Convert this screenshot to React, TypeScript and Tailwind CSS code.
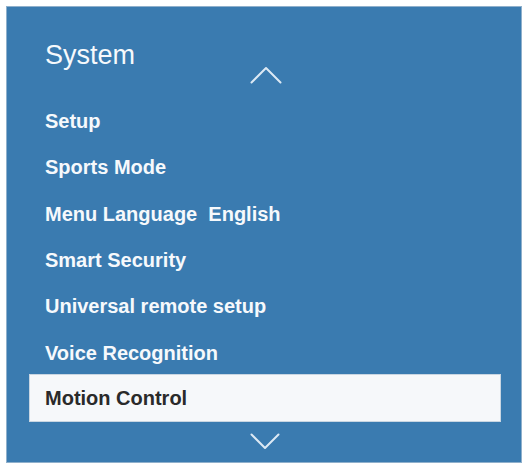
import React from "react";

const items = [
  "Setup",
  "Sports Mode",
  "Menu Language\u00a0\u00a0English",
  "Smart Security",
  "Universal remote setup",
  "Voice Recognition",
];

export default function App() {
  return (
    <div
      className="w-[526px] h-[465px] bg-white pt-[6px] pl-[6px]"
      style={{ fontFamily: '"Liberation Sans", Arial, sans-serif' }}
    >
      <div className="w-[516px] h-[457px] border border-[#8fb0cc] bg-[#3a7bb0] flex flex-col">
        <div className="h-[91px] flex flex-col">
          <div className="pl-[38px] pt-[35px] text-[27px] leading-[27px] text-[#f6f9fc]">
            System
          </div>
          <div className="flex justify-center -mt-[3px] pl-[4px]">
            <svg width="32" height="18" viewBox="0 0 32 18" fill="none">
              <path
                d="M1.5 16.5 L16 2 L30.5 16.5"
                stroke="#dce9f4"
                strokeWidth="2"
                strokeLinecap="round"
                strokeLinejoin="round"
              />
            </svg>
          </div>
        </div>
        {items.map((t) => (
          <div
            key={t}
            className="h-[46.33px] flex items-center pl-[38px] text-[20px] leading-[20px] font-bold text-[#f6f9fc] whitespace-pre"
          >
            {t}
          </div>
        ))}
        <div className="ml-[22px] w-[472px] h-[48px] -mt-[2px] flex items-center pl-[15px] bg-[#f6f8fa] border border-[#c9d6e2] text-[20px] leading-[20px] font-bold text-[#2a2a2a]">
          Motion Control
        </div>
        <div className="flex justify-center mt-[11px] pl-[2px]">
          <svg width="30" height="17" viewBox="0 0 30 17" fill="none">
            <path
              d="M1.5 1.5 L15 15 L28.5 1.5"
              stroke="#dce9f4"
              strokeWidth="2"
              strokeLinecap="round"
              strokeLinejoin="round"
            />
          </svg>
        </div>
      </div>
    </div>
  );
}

────────────────

WORK TO BE COMPLETED:
Find every line with "React" in the listing and state how many there are, nothing else.

EXPECTED ANSWER:
2